Ya se sabe que en la Sala Negra de los Teatros del Canal se presentan espectáculos arriesgados. iSlave. Un drama musical contemporáneo pertenece a esa categoría como también pertenece a la de las llamadas artes híbridas. Esa en la que no se sabe a dónde mirar o en qué fijarse porque ¿es danza? ¿es música? ¿es una instalación artística? ¿es teatro?
A esa pregunta de a dónde mirar, contribuye la distribución de los elementos en el espacio escénico. Desde la proyección de los videos sobre Steve Jobs, el CEO de Apple, anunciando el revolucionario iPhone en una esquina del escenario hasta la pantalla colgada sobre la que se proyecta distintos territorios sobrevolados cenitalmente. Una proyección que alterna con citas de la Internacional Situacionista y su profeta, Guy Debord.
A lo que se añade un texto proyectado. Reflexiones sobre la relación de los seres humanos con las redes sociales y con ese móvil que no se puede dejar de consultar. Y, cómo esa especie de esclavitud mediada por la adicción tiene que ver con la falta de esprit de joy de vivre de los tiempos actuales. Vamos, el puro aburrimiento.
Una esclavitud que se basa en otra. Esta segunda mediada por las necesidades básicas de vida de los trabajadores que construyen chips, móviles, y todo lo que tiene que ver con las tecnologías de la información que nos tienen enganchados al resto del mundo.

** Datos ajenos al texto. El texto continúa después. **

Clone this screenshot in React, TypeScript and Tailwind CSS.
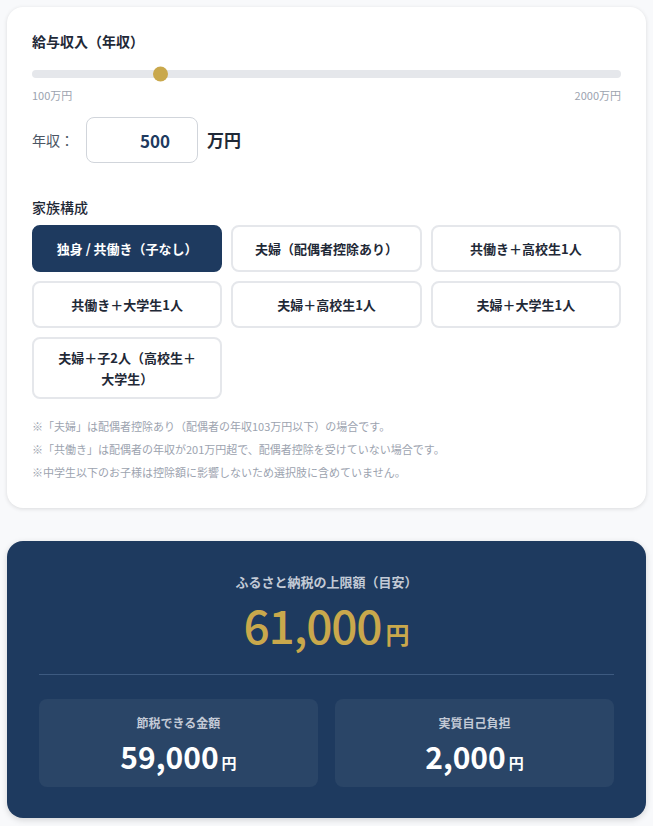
import { useState } from "react";

const FAMILY_OPTIONS = [
  "独身 / 共働き（子なし）",
  "夫婦（配偶者控除あり）",
  "共働き＋高校生1人",
  "共働き＋大学生1人",
  "夫婦＋高校生1人",
  "夫婦＋大学生1人",
  "夫婦＋子2人（高校生＋\n大学生）",
];

const MIN_INCOME = 100;
const MAX_INCOME = 2000;

export default function App() {
  const [income, setIncome] = useState<number>(500);
  const [family, setFamily] = useState<number>(0);

  const pct = (income - MIN_INCOME) / (MAX_INCOME - MIN_INCOME);

  return (
    <div
      className="min-h-[826px] bg-[#f8f9fb] px-[7px] pt-[7px] pb-[7px] text-[#1f2937]"
      style={{ fontFamily: '"Noto Sans CJK JP", "Noto Sans", sans-serif' }}
    >
      {/* input card */}
      <div className="rounded-2xl bg-white px-[25px] pt-[24px] pb-[27px] shadow-[0_1px_4px_rgba(0,0,0,0.12)]">
        <p className="text-[14px] font-bold leading-5 text-[#1f2937]">給与収入（年収）</p>

        <div className="relative mt-[19px] h-[8px] rounded-full bg-[#e5e7eb]">
          <div
            className="absolute top-1/2 h-[15px] w-[15px] -translate-y-1/2 rounded-full bg-[#c9a84c]"
            style={{ left: `calc(${pct} * (100% - 15px))` }}
          />
        </div>
        <div className="mt-[9px] flex justify-between text-[11px] leading-4 text-[#9ca3af]">
          <span>100万円</span>
          <span>2000万円</span>
        </div>

        <div className="mt-[14px] flex items-center">
          <span className="w-[54px] text-[14px] text-[#4b5563]">年収：</span>
          <input
            value={income}
            onChange={(e) => setIncome(Number(e.target.value) || 0)}
            className="h-[46px] w-[112px] rounded-lg border border-[#d1d5db] bg-white pr-[27px] text-right text-[17px] font-semibold text-[#1e3a5f] outline-none"
          />
          <span className="ml-[9px] text-[17px] font-bold text-[#1f2937]">万円</span>
        </div>

        <p className="mt-[34px] text-[14px] font-medium leading-5 text-[#1f2937]">家族構成</p>
        <div className="mt-[8px] grid grid-cols-3 gap-[9px]">
          {FAMILY_OPTIONS.map((label, i) => (
            <button
              key={label}
              onClick={() => setFamily(i)}
              className={
                family === i
                  ? "min-h-[47px] whitespace-pre-line rounded-lg border-2 border-[#1e3a5f] bg-[#1e3a5f] px-4 py-2 text-[13px] font-bold leading-[21px] text-white"
                  : "min-h-[47px] whitespace-pre-line rounded-lg border-2 border-[#e5e7eb] bg-white px-4 py-2 text-[13px] font-bold leading-[21px] text-[#1f2937]"
              }
            >
              {label}
            </button>
          ))}
        </div>

        <div className="mt-[18px] space-y-[5px] text-[11px] leading-[18px] text-[#9ca3af]">
          <p>※「夫婦」は配偶者控除あり（配偶者の年収103万円以下）の場合です。</p>
          <p>※「共働き」は配偶者の年収が201万円超で、配偶者控除を受けていない場合です。</p>
          <p>※中学生以下のお子様は控除額に影響しないため選択肢に含めていません。</p>
        </div>
      </div>

      {/* result card */}
      <div className="mt-[33px] rounded-2xl bg-[#1e3a5f] px-[32px] pt-[31px] pb-[31px] shadow-[0_2px_6px_rgba(0,0,0,0.15)]">
        <p className="text-center text-[13px] font-bold leading-5 text-[#c3cad6]">ふるさと納税の上限額（目安）</p>
        <div className="mt-[6px] flex items-baseline justify-center text-[#c9a84c]">
          <span className="text-[46px] font-medium leading-[52px] tracking-tight">61,000</span>
          <span className="ml-[4px] text-[24px] font-bold">円</span>
        </div>

        <div className="mt-[22px] h-px bg-[#3d5a80]" />

        <div className="mt-[24px] grid grid-cols-2 gap-[17px]">
          <div className="rounded-lg bg-[#2a4567] px-4 pt-[16px] pb-[12px] text-center">
            <p className="text-[12px] font-bold leading-4 text-[#c3cad6]">節税できる金額</p>
            <p className="mt-[7px] flex items-baseline justify-center text-white">
              <span className="text-[30px] font-semibold leading-9">59,000</span>
              <span className="ml-[3px] text-[15px] font-bold">円</span>
            </p>
          </div>
          <div className="rounded-lg bg-[#2a4567] px-4 pt-[16px] pb-[12px] text-center">
            <p className="text-[12px] font-bold leading-4 text-[#c3cad6]">実質自己負担</p>
            <p className="mt-[7px] flex items-baseline justify-center text-white">
              <span className="text-[30px] font-semibold leading-9">2,000</span>
              <span className="ml-[3px] text-[15px] font-bold">円</span>
            </p>
          </div>
        </div>
      </div>
    </div>
  );
}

El mensaje es que los grandes monstruos tecnológicos, si se analizan en cuanto a su capitalización en bolsa, basan su negocio en la esclavitud. La de sus clientes y la de la mano de obra baratísima y en condiciones precarias de las fábricas, chinas para más señas, en las que se producen.
Materia para una historia y una buena historia hay. Pero no parece que vaya a ser esta. La combinación de datos, textos escritos, danza, música juegos de luz, elementos escenográficos parecen ir cada una por su lado. Además, de que no parecen estar en sintonía en términos de calidad.
En principio, falla la danza. Hay algo de repetitivo o ya visto en cómo se baila y, en comparación a otras danzas, no destaca por nada. Los textos proyectados tampoco destacan por nada ni en forma ni en contenido. Y, las reflexiones de Guy Debord, están tan altas, al menos para las primeras filas que hay que dejarse el cuello para leerlas, además de que hay que estar atentos, pues si no, el espectador se las pierde.
Por otro lado, no se entiende muy bien la compartición del espacio, ni porqué parte de los músicos, los que tocan la percusión y usan los ordenadores, están escondidos detrás de esas pantallas hechas de tiras. Pantallas que, de nuevo, impide ver adecuadamente las proyecciones que se hacen sobre el fondo del escenario sobre el valor bursátil de empresas como Apple, Microsoft, Alphabet, Meta, Samsung, Intel y la desconocida Foxconn que provee de elementos a las anteriores.
Son cosas que pasan cuando se asumen riesgos. Que por muy potente y bien curriculados que estén sus componentes, aquello no funciona. Claro que ese buen currículo siempre dejará algo a destacar.
En este caso, el juego al que juegan los dos oboístas. Una especie de air-hockey lanzándose una pieza redonda cada vez que soplan sus oboes con intención y estrategia para dar al otro es realmente bonito. Igual que la idea de moverse por una cuadrícula a golpe de oboe, a la vez que se mueven a las casillas que se iluminan y evitando las casillas que se llenan de logos, normalmente de grandes tecnológicas.
Aunque sin duda, lo mejor es la música de Alberto Bernal. Tanto en su composición como en su interpretación. En el primer caso, porque los códigos contemporáneos se usan de una forma que poco a poco van ganando en complejidad sonora y reinterpreta, en cierta manera, el minimalismo de los años ochenta que tan bien ha acompañado a la creación de un imaginario tecnológico. En el segundo, porque sus intérpretes, más allá de tocar su instrumento, son parte de la pieza y juegan en ella mientras tocan bajo la dirección de escena. Con ese final que se queda en el gesto de tocar más que en hacer sonar el instrumento.
Por eso, en la confusión de elementos usada en la puesta en escena, es la música la que se va haciendo con el espectáculo y el público. Una pieza musical que, debido a la puesta, no se oye libre de prejuicios y, por tanto, no puede apreciarse en lo que vale. Habrá que esperar a otro montaje, si es que se ha creado para subirla a escena, o a que se programe dentro de un concierto para apreciarla en lo que vale.